As a concrete example, until recently mypy would have required this ignore:

def foo(x: int | None = None) -> int:
    x = 1 if x is None else x
    def bar() -> int:
        return x+1  # type: ignore
    return bar()

This was changed – I would not even say “fixed” so much as “enhanced” – within the past year, as the feature “narrowing in outer scope is discarded in inner scope”. It’s a special case which allows for this usage even though the general case is unsafe (Common issues and solutions - mypy 1.7.1 documentation). So that ignore becomes unnecessary and would be flagged by --warn-unused-ignores.
Is mypy being “unstable” here? I think only under an extremely strict definition of stability which forbids most improvements or fixes.
(Aside: sorry if there’s some mistake in the example, please let’s not fixate on it too much. :slight_smile: )

Unnecessary ignores and redundant casts are almost in a different category from other changes. And these days, to my great delight, that seems to be the majority of the change that I see when a mypy release rolls out. The more I read, especially from the major threads in this nascent category, the more I think that’s because the maintainers are already prioritizing the kind of stability which is being asked for.

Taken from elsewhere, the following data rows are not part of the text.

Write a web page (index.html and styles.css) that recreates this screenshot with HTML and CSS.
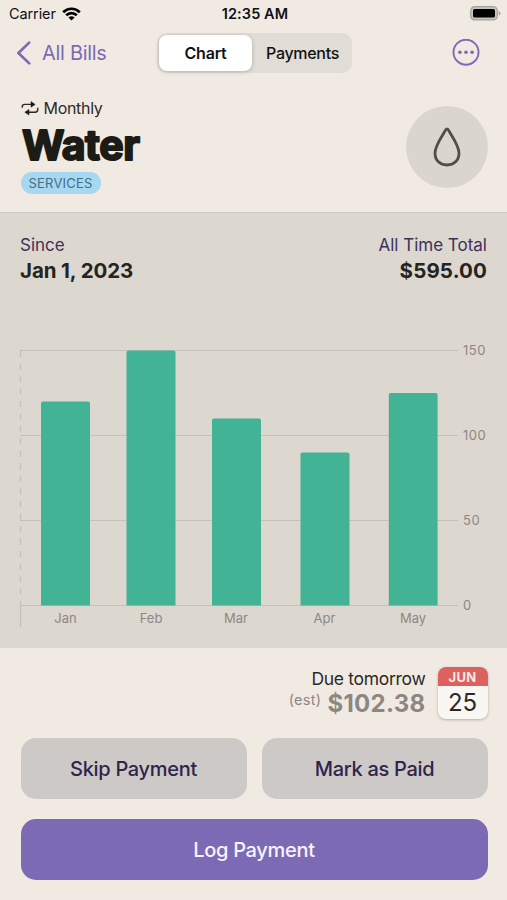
FILE: index.html
```html
<!DOCTYPE html>
<html lang="en">
  <head>
    <meta charset="utf-8" />
    <title>Water</title>
    <link rel="stylesheet" href="styles.css">
  </head>

  <body>
    <div class="status-bar">
      <div class="carrier">
        <span>Carrier</span>
        <svg width="19" height="14" viewBox="0 0 19 14" fill="none" stroke="#000" stroke-width="2.7">
          <path d="M1.2 5.2 C5.8 0.6 13.2 0.6 17.8 5.2" />
          <path d="M4.2 8.3 C7.2 5.4 11.8 5.4 14.8 8.3" />
          <path d="M6.5 10.5 C8.1 8.9 10.9 8.9 12.5 10.5 L9.5 13.5 Z" fill="#000" stroke="none" />
        </svg>
      </div>
      <span class="time">12:35 AM</span>
      <svg class="battery" width="31" height="15" viewBox="0 0 31 15">
        <rect x="0.7" y="0.7" width="26.6" height="13.2" rx="4" fill="#c9c5bb" stroke="#a5a198" stroke-width="1.2" />
        <rect x="3" y="3" width="22" height="8.6" rx="1.5" fill="#000" />
        <path d="M28.7 5 Q30.4 5.6 30.4 7.3 Q30.4 9 28.7 9.6 Z" fill="#a5a198" />
      </svg>
    </div>

    <div class="nav">
      <a class="back" href="#">
        <svg width="15" height="24" viewBox="0 0 15 24" fill="none" stroke="#7c6ab5" stroke-width="2.7" stroke-linecap="round" stroke-linejoin="round">
          <path d="M13.2 1.6 L2.4 12 L13.2 22.4" />
        </svg>
        <span>All Bills</span>
      </a>
      <div class="segments">
        <div class="segment active">Chart</div>
        <div class="segment">Payments</div>
      </div>
      <svg class="more" width="28" height="28" viewBox="0 0 28 28">
        <circle cx="14" cy="13.2" r="12.5" fill="none" stroke="#7c6ab5" stroke-width="1.9" />
        <g fill="#7c6ab5">
          <circle cx="7.9" cy="13.2" r="1.8" />
          <circle cx="14" cy="13.2" r="1.8" />
          <circle cx="20.1" cy="13.2" r="1.8" />
        </g>
      </svg>
    </div>

    <div class="bill">
      <div class="bill-info">
        <div class="repeat">
          <svg width="18" height="15" viewBox="0 0 18 15">
            <g fill="none" stroke="#2c2a26" stroke-width="1.4" stroke-linecap="round">
              <path d="M1.2 6.3 V6 Q1.2 3.4 3.8 3.4 H10.5" />
              <path d="M16.8 7.2 V8.2 Q16.8 11.2 14 11.2 H7" />
            </g>
            <path d="M10 0.6 L14.2 3.4 L10 6.2 Z M8 8.4 L3.8 11.2 L8 14 Z" fill="#1c1b18" stroke="#1c1b18" stroke-width="0.5" stroke-linejoin="round" />
          </svg>
          <span>Monthly</span>
        </div>
        <h1>
          <svg class="title" width="130" height="53">
            <text x="1" y="41" textLength="118" lengthAdjust="spacing">Water</text>
          </svg>
        </h1>
        <div class="tag">SERVICES</div>
      </div>
      <div class="bill-icon">
        <svg width="28" height="40" viewBox="0 0 28 40" fill="none" stroke="#504e49" stroke-width="2.8" stroke-linejoin="round">
          <path d="M14 2 C12.9 2 12.4 3.3 11.6 4.8 C7.2 12 2 19.5 2 26.3 C2 33.4 7 38 14 38 C21 38 26 33.4 26 26.3 C26 19.5 20.8 12 16.4 4.8 C15.6 3.3 15.1 2 14 2 Z" />
        </svg>
      </div>
    </div>

    <div class="stats">
      <div class="totals">
        <div>
          <div class="label">Since</div>
          <div class="value since">Jan 1, 2023</div>
        </div>
        <div class="right">
          <div class="label">All Time Total</div>
          <div class="value">$595.00</div>
        </div>
      </div>

      <svg class="chart" width="507" height="290" viewBox="0 340 507 290">
        <g stroke="#c5c0b8" stroke-width="1.2">
          <path d="M20 350.5 H458 M20 435.5 H458 M20 520.5 H458 M20 605.5 H458" />
          <path d="M20.5 351 V605" stroke-dasharray="6 6.5" />
          <path d="M20.5 605 V627" />
        </g>
        <g fill="#43b395">
          <path d="M41 605.5 V403.5 Q41 401.5 43 401.5 H88 Q90 401.5 90 403.5 V605.5 Z" />
          <path d="M126.5 605.5 V352.5 Q126.5 350.5 128.5 350.5 H173.5 Q175.5 350.5 175.5 352.5 V605.5 Z" />
          <path d="M212 605.5 V420.5 Q212 418.5 214 418.5 H259 Q261 418.5 261 420.5 V605.5 Z" />
          <path d="M300.5 605.5 V454.5 Q300.5 452.5 302.5 452.5 H347.5 Q349.5 452.5 349.5 454.5 V605.5 Z" />
          <path d="M388.8 605.5 V395 Q388.8 393 390.8 393 H435.6 Q437.6 393 437.6 395 V605.5 Z" />
        </g>
        <g class="months">
          <text x="65.5" y="623">Jan</text>
          <text x="151" y="623">Feb</text>
          <text x="236" y="623">Mar</text>
          <text x="324.5" y="623">Apr</text>
          <text x="413" y="623">May</text>
        </g>
        <g class="amounts">
          <text x="463" y="355">150</text>
          <text x="463" y="440">100</text>
          <text x="463" y="525">50</text>
          <text x="463" y="610">0</text>
        </g>
      </svg>
    </div>

    <div class="footer">
      <div class="due">
        <div class="due-text">
          <div class="due-when">Due tomorrow</div>
          <div class="due-amount">
            <span class="est">(est)</span>
            <span class="amount">$102.38</span>
          </div>
        </div>
        <div class="calendar">
          <div class="month">JUN</div>
          <div class="day">25</div>
        </div>
      </div>
      <div class="buttons">
        <button class="button">Skip Payment</button>
        <button class="button">Mark as Paid</button>
        <button class="button primary">Log Payment</button>
      </div>
    </div>
  </body>
</html>
```
FILE: styles.css
```css
* {
  box-sizing: border-box;
}

body {
  margin: 0;
  width: 507px;
  height: 900px;
  overflow: hidden;
  display: flex;
  flex-direction: column;
  font-family: Inter, "Liberation Sans", sans-serif;
  color: #2c2a26;
  background-color: #f1eae3;
  white-space: nowrap;
}

.status-bar {
  height: 27px;
  padding: 0 6px 0 9px;
  display: grid;
  grid-template-columns: 1fr auto 1fr;
  align-items: center;
  font-size: 14.5px;
  color: #111;
}

.carrier {
  display: flex;
  align-items: center;
  gap: 6px;
  letter-spacing: -0.1px;
}

.time {
  font-weight: 600;
  letter-spacing: 0.1px;
}

.battery {
  justify-self: end;
}

.nav {
  height: 52px;
  padding: 0 27px 0 16px;
  display: grid;
  grid-template-columns: 141px 195px 1fr;
  align-items: center;
}

.back {
  display: flex;
  align-items: center;
  gap: 11px;
  font-size: 20px;
  letter-spacing: -0.3px;
  color: #7c6ab5;
  text-decoration: none;
}

.segments {
  height: 40px;
  padding: 2px;
  display: grid;
  grid-template-columns: 93px 1fr;
  border-radius: 10px;
  background-color: #e1dcd6;
}

.segment {
  padding-left: 3px;
  display: flex;
  align-items: center;
  justify-content: center;
  font-size: 16px;
  font-weight: 500;
  letter-spacing: -0.3px;
  color: #111;
}

.segment.active {
  padding-left: 0;
  font-weight: 600;
  letter-spacing: -0.2px;
  border-radius: 8px;
  background-color: #fff;
  box-shadow: 0 1px 4px rgba(0, 0, 0, 0.2);
}

.more {
  justify-self: end;
}

.bill {
  height: 133px;
  padding: 18px 19.5px 0 20.5px;
  display: flex;
  justify-content: space-between;
}

.repeat {
  height: 22px;
  display: flex;
  align-items: center;
  gap: 5px;
  font-size: 16px;
  letter-spacing: -0.3px;
}

.bill h1 {
  margin: 0;
  height: 53px;
}

.title {
  display: block;
}

/* round joins soften the corners of the heading letters */
.title text {
  font-size: 41px;
  font-weight: 700;
  fill: #1c1b15;
  stroke: #1c1b15;
  stroke-width: 2px;
  stroke-linejoin: round;
}

.tag {
  width: 80px;
  height: 22px;
  border-radius: 11px;
  font-size: 13px;
  line-height: 22px;
  letter-spacing: 0.2px;
  text-align: center;
  color: #426f87;
  background-color: #a6d8f1;
}

.bill-icon {
  width: 82px;
  height: 82px;
  margin-top: 9px;
  display: flex;
  align-items: center;
  justify-content: center;
  border-radius: 50%;
  background-color: #dad5cf;
}

.stats {
  height: 436px;
  border-top: 1px solid #d0cbc4;
  background-color: #dcd7cf;
}

.totals {
  height: 127px;
  padding: 19px 20px 0;
  display: flex;
  justify-content: space-between;
}

.right {
  text-align: right;
}

.label {
  font-size: 17px;
  line-height: 26px;
  color: #3c315c;
}

.value {
  font-size: 20.5px;
  line-height: 26px;
  font-weight: 700;
  letter-spacing: 0.15px;
  color: #25241f;
}

.value.since {
  letter-spacing: -0.1px;
}

.chart {
  display: block;
}

.chart text {
  font-size: 13px;
  fill: #8c8881;
}

.amounts text {
  letter-spacing: 0.5px;
}

.months {
  text-anchor: middle;
}

.footer {
  flex: 1;
  padding: 18px 19.5px 0 20.5px;
}

.due {
  display: flex;
  justify-content: flex-end;
  gap: 12px;
}

.due-text {
  text-align: right;
}

.due-when {
  font-size: 17.5px;
  line-height: 25px;
  letter-spacing: -0.3px;
}

.due-amount {
  display: flex;
  justify-content: flex-end;
  gap: 6px;
  color: #8b8781;
}

.est {
  font-size: 14.5px;
  line-height: 17px;
  letter-spacing: 0.3px;
}

.amount {
  font-size: 24px;
  line-height: 26px;
  font-weight: 700;
  letter-spacing: 0.3px;
}

.calendar {
  width: 50px;
  height: 52px;
  margin-top: 1px;
  overflow: hidden;
  border-radius: 8px;
  text-align: center;
  background-color: #faf7f2;
  box-shadow: 0 1px 3px rgba(0, 0, 0, 0.25);
}

.month {
  height: 19px;
  font-size: 13px;
  line-height: 20px;
  font-weight: 700;
  letter-spacing: 0.3px;
  color: #fbe9e4;
  background-color: #dd625f;
}

.day {
  font-size: 24px;
  line-height: 33px;
}

.buttons {
  margin-top: 19px;
  display: grid;
  grid-template-columns: 1fr 1fr;
  gap: 20px 15px;
}

.button {
  height: 61px;
  padding: 0;
  border: none;
  border-radius: 15px;
  font-family: inherit;
  font-size: 20px;
  font-weight: 500;
  letter-spacing: -0.3px;
  color: #2e244d;
  background-color: #cdc9c7;
}

.button.primary {
  grid-column: span 2;
  color: #f8f3ff;
  background-color: #7c6ab5;
}
```
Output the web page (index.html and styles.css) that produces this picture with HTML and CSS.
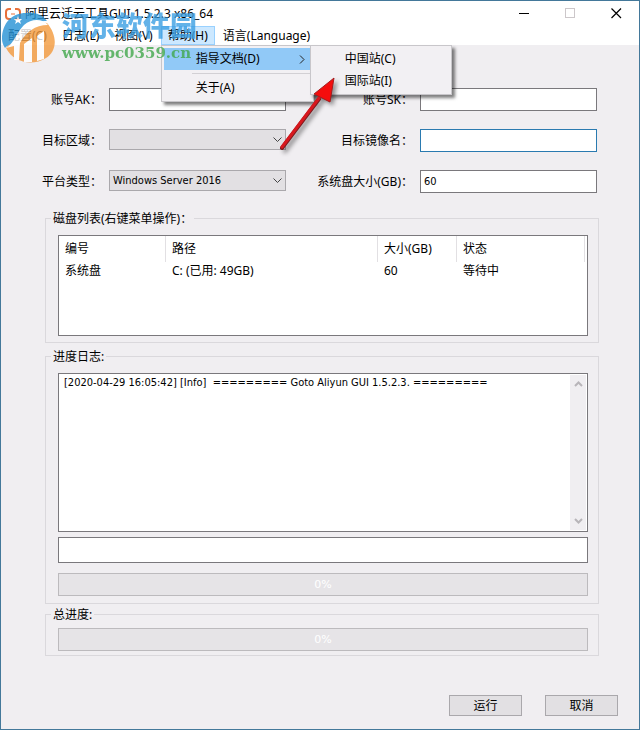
FILE: index.html
```
<!DOCTYPE html>
<html lang="zh-CN">
<head>
    <meta charset="UTF-8">
    <meta name="viewport" content="width=device-width, initial-scale=1.0">
    <title>阿里云迁云工具GUI 1.5.2.3 x86_64</title>
    <link rel="stylesheet" href="styles.css">
</head>
<body>
    <div class="window">
        <header class="titlebar">
            <svg class="app-icon" width="16" height="12" viewBox="0 0 16 12" fill="none" stroke="#e8703a" stroke-width="2">
                <path d="M6 1H4Q1 1 1 4V8Q1 11 4 11H6M10 1H12Q15 1 15 4V8Q15 11 12 11H10" />
                <path d="M6 6H10" stroke-width="1" />
            </svg>
            <h1 class="title">阿里云迁云工具GUI 1.5.2.3 x86_64</h1>
            <div class="window-buttons">
                <button type="button" aria-label="最小化"><svg width="11" height="11" viewBox="0 0 11 11"><path d="M0 5.500H10" stroke="#000" /></svg></button>
                <button type="button" aria-label="最大化" disabled><svg width="11" height="11" viewBox="0 0 11 11"><rect x="0.500" y="0.500" width="9" height="9" fill="none" stroke="#ccc7ca" /></svg></button>
                <button type="button" aria-label="关闭"><svg width="11" height="11" viewBox="0 0 11 11"><path d="M0.500 0.500L10 10M10 0.500L0.500 10" stroke="#000" stroke-width="1.200" /></svg></button>
            </div>
        </header>

        <nav class="menubar">
            <button type="button">配置(C)</button>
            <button type="button">日志(L)</button>
            <button type="button">视图(V)</button>
            <div class="menu-item">
                <button type="button" class="active">帮助(H)</button>
                <div class="menu">
                    <div class="menu-row">
                        <button type="button" class="selected">指导文档(D)
                            <svg width="6" height="9" viewBox="0 0 6 9"><path d="M1 0.500L5 4.500L1 8.500" fill="none" stroke="#222" /></svg>
                        </button>
                        <div class="submenu">
                            <button type="button">中国站(C)</button>
                            <button type="button">国际站(I)</button>
                        </div>
                    </div>
                    <hr>
                    <button type="button">关于(A)</button>
                </div>
            </div>
            <button type="button">语言(Language)</button>
        </nav>

        <main class="content">
            <div class="form-grid">
                <label for="ak">账号AK：</label>
                <input type="text" id="ak">
                <label for="sk">账号SK：</label>
                <input type="text" id="sk">

                <label for="region">目标区域：</label>
                <div class="select-box">
                    <select id="region"><option></option></select>
                    <svg width="9" height="6" viewBox="0 0 9 6"><path d="M0.500 0.500L4.500 4.500L8.500 0.500" fill="none" stroke="#444" /></svg>
                </div>
                <label for="image">目标镜像名：</label>
                <input type="text" id="image" class="focused">

                <label for="platform">平台类型：</label>
                <div class="select-box">
                    <select id="platform"><option>Windows Server 2016</option></select>
                    <svg width="9" height="6" viewBox="0 0 9 6"><path d="M0.500 0.500L4.500 4.500L8.500 0.500" fill="none" stroke="#444" /></svg>
                </div>
                <label for="disk">系统盘大小(GB)：</label>
                <input type="text" id="disk" value="60">
            </div>

            <fieldset class="group disks">
                <legend>磁盘列表(右键菜单操作)：</legend>
                <div class="disk-list">
                    <table>
                        <thead>
                            <tr><th class="col-id">编号</th><th>路径</th><th class="col-size">大小(GB)</th><th class="col-state">状态</th></tr>
                        </thead>
                        <tbody>
                            <tr><td>系统盘</td><td>C: (已用: 49GB)</td><td>60</td><td>等待中</td></tr>
                        </tbody>
                    </table>
                </div>
            </fieldset>

            <fieldset class="group logs">
                <legend>进度日志:</legend>
                <div class="log-box">
                    <textarea readonly aria-label="进度日志">[2020-04-29 16:05:42] [Info]  ========= Goto Aliyun GUI 1.5.2.3. =========</textarea>
                    <div class="scrollbar">
                        <svg width="9" height="6" viewBox="0 0 9 6"><path d="M1 5L4.500 1.500L8 5" fill="none" stroke="#b8b5b9" stroke-width="2" /></svg>
                        <svg width="9" height="6" viewBox="0 0 9 6"><path d="M1 1L4.500 4.500L8 1" fill="none" stroke="#b8b5b9" stroke-width="2" /></svg>
                    </div>
                </div>
                <input type="text" class="status-line" aria-label="当前状态">
                <div class="progress-box">
                    <progress value="0" max="100" aria-label="当前进度"></progress>
                    <span>0%</span>
                </div>
            </fieldset>

            <fieldset class="group total">
                <legend>总进度:</legend>
                <div class="progress-box">
                    <progress value="0" max="100" aria-label="总进度"></progress>
                    <span>0%</span>
                </div>
            </fieldset>

            <div class="actions">
                <button type="button">运行</button>
                <button type="button">取消</button>
            </div>
        </main>

        <!-- site watermark -->
        <div class="watermark">
            <svg width="56" height="54" viewBox="0 0 56 54">
                <path d="M1 30C1 14 11 4 25 4C33 3 41 5 46 12C33 11 21 19 13 38C10 36 7 35 4 39C2 36 1 33 1 30Z" fill="#2592d5" />
                <path d="M46 14C57 27 56 42 45 49C31 58 12 53 5 39C8 35 11 34 14 36C22 19 33 12 46 14Z" fill="#f39a3d" />
                <path d="M5 39C12 36 15 24 23 16C31 9 42 10 47 16C34 16 25 23 19 34L18 51H13V37Z" fill="#fff" />
                <path d="M23 35L31 29V53H23ZM36 27L43 22V50L36 52Z" fill="#fff" />
                <path d="M17 7L18 10L21 10L19 12L20 15L17 13L14 15L15 12L13 10L16 10Z" fill="#fff" />
            </svg>
            <div class="watermark-text">
                <strong>河东软件园</strong>
                <span>www.pc0359.cn</span>
            </div>
        </div>

        <!-- red pointer to the submenu -->
        <svg class="arrow" width="60" height="80" viewBox="0 0 60 80">
            <path d="M3 75L40 26" stroke="#7d1c20" stroke-width="4" stroke-linecap="round" />
            <path d="M3 74L40 25" stroke="#d8181e" stroke-width="3" stroke-linecap="round" />
            <path d="M55 5L51 29L43 25L35 21Z" fill="#f40d0d" stroke="#a31a1c" />
        </svg>
    </div>
</body>
</html>
```
FILE: styles.css
```
* {
    box-sizing: border-box;
}

body {
    margin: 0;
    background: #f0eef1;
    color: #000;
    font-family: "Noto Sans", "Noto Sans CJK SC", sans-serif;
    font-size: 12px;
    line-height: 16px;
}

button, input, select, textarea {
    margin: 0;
    font: inherit;
    color: inherit;
    border-radius: 0;
}

.window {
    position: relative;
    min-height: 100vh;
    border: 1px solid #43789a;
    background: #f0eef1;
}

.titlebar {
    display: flex;
    align-items: center;
    height: 25px;
    padding-left: 4px;
    background: #fff;
}

.title {
    flex: 1;
    margin: 0 0 0 4px;
    font-size: 12px;
    font-weight: normal;
}

.window-buttons {
    display: flex;
}

.window-buttons button {
    display: flex;
    align-items: center;
    justify-content: center;
    width: 46px;
    height: 24px;
    padding: 0;
    border: none;
    background: none;
}

/* menus */
.menubar {
    display: flex;
    gap: 1px;
    height: 19px;
    background: #fff;
}

.menubar button {
    display: block;
    padding: 0 6px;
    border: 1px solid transparent;
    background: none;
    white-space: nowrap;
}

.menubar button.active {
    height: 19px;
    background: #cce8ff;
    border-color: #99d1ff;
}

.menu-item {
    position: relative;
}

.menu, .submenu {
    position: absolute;
    z-index: 2;
    background: #f2f0f3;
    border: 1px solid #c8c6ca;
    box-shadow: 3px 3px 3px rgba(0, 0, 0, 0.5);
}

.menu {
    top: 100%;
    left: 0;
    width: 153px;
    padding: 2px;
}

.menu button {
    display: flex;
    align-items: center;
    justify-content: space-between;
    width: 100%;
    height: 22px;
    padding: 0 5px 0 31px;
}

.menubar .menu button.selected {
    background: #91c9f7;
}

.menu-row {
    position: relative;
}

.menu hr {
    height: 1px;
    margin: 3px 0 3px 28px;
    border: none;
    background: #d2d0d4;
}

.submenu {
    top: -3px;
    left: 146px;
    width: 142px;
    padding: 2px;
}

.content {
    padding: 43px 20px 12px 19px;
}

.form-grid {
    display: grid;
    grid-template-columns: 82px 1fr 120px 1fr;
    column-gap: 7px;
    row-gap: 18px;
    margin: 0 22px 16px 0;
}

.form-grid label {
    line-height: 23px;
    text-align: right;
    white-space: nowrap;
}

input[type="text"], select, textarea {
    font-family: "DejaVu Sans Condensed", "Noto Sans CJK SC", sans-serif;
    font-size: 11px;
}

input[type="text"] {
    width: 100%;
    height: 23px;
    padding: 0 3px;
    border: 1px solid #7a787c;
    background: #fff;
    outline: none;
}

input.focused {
    border-color: #2a7ab0;
}

.select-box {
    position: relative;
}

.select-box select {
    display: block;
    width: 100%;
    height: 21px;
    padding: 0 20px 0 3px;
    appearance: none;
    border: 1px solid #aaa8ac;
    background: #e2e0e3;
}

.select-box svg {
    position: absolute;
    top: 8px;
    right: 4px;
}

/* group boxes */
.group {
    min-width: 0;
    margin: 0 20px 0 25px;
    border: 1px solid #dad8dc;
}

.group legend {
    margin-left: -7px;
    padding: 2px 2px 0;
}

.disks {
    margin-bottom: 4px;
    padding: 8px 10px 6px 12px;
}

.logs {
    margin-bottom: 1px;
    padding: 8px 10px 7px 12px;
}

.total {
    padding: 5px 10px 4px 12px;
}

.disk-list {
    height: 101px;
    padding-right: 2px;
    border: 1px solid #7a787c;
    background: #fff;
}

table {
    width: 100%;
    table-layout: fixed;
    border-collapse: separate;
    border-spacing: 0;
}

th, td {
    height: 18px;
    padding: 0 6px;
    text-align: left;
    font-weight: normal;
    white-space: nowrap;
}

th {
    height: 26px;
    border-right: 1px solid #e2e0e3;
}

.col-id {
    width: 107px;
}

.col-size {
    width: 79px;
}

.col-state {
    width: 128px;
}

.log-box {
    display: flex;
    height: 159px;
    padding: 1px;
    border: 1px solid #7a787c;
    background: #fff;
}

.log-box textarea {
    flex: 1;
    padding: 0 4px;
    border: none;
    outline: none;
    resize: none;
    overflow: hidden;
}

.scrollbar {
    display: flex;
    flex-direction: column;
    align-items: center;
    justify-content: space-between;
    width: 16px;
    padding: 6px 0;
    background: #f0eef1;
}

.group .status-line {
    display: block;
    height: 26px;
    margin: 5px 0 10px;
}

.progress-box {
    display: grid;
    height: 23px;
}

.progress-box > * {
    grid-area: 1 / 1;
}

.progress-box progress {
    width: 100%;
    height: 23px;
    appearance: none;
    border: 1px solid #bcbabd;
    background: #e6e4e7;
}

.progress-box progress::-webkit-progress-bar {
    background: #e6e4e7;
}

.progress-box span {
    place-self: center;
    color: #fff;
    z-index: 1;
    font-family: "DejaVu Sans", sans-serif;
    font-size: 11px;
}

.actions {
    display: flex;
    justify-content: flex-end;
    gap: 23px;
    margin: 39px 1px 0 0;
}

.actions button {
    width: 73px;
    height: 21px;
    padding: 0;
    border: 1px solid #aaa8ac;
    background: #e2e0e3;
}

.watermark {
    position: absolute;
    top: 8px;
    left: 0;
    z-index: 4;
    display: flex;
    gap: 5px;
    opacity: 0.8;
    pointer-events: none;
}

.watermark-text {
    display: flex;
    flex-direction: column;
}

.watermark-text strong {
    color: #3b9fe3;
    font-size: 27px;
    font-weight: 900;
    line-height: 34px;
}

.watermark-text span {
    color: #42a84c;
    font-family: "DejaVu Serif", serif;
    font-size: 15px;
    font-weight: bold;
    line-height: 20px;
}

.arrow {
    position: absolute;
    top: 72px;
    left: 278px;
    z-index: 5;
    filter: drop-shadow(3px 3px 2px rgba(0, 0, 0, 0.4));
    pointer-events: none;
}
```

If I’m reading the tea leaves correctly, some of this may be a perception problem which will be healed with time.
However, the ongoing growth of typing features can also feed into this negative perception. e.g., I recall trying to use ParamSpec before mypy supported it, and it was an unpleasant experience – read a bunch of doc to make sure you understand it, try to use it, try to figure out why it’s not working, and then realize that you’ve been wasting your time. It felt like I had been misled by docs. Efforts to minimize the gap between new features and broad type checker support are therefore also worthwhile as part of the “stability story” for typing.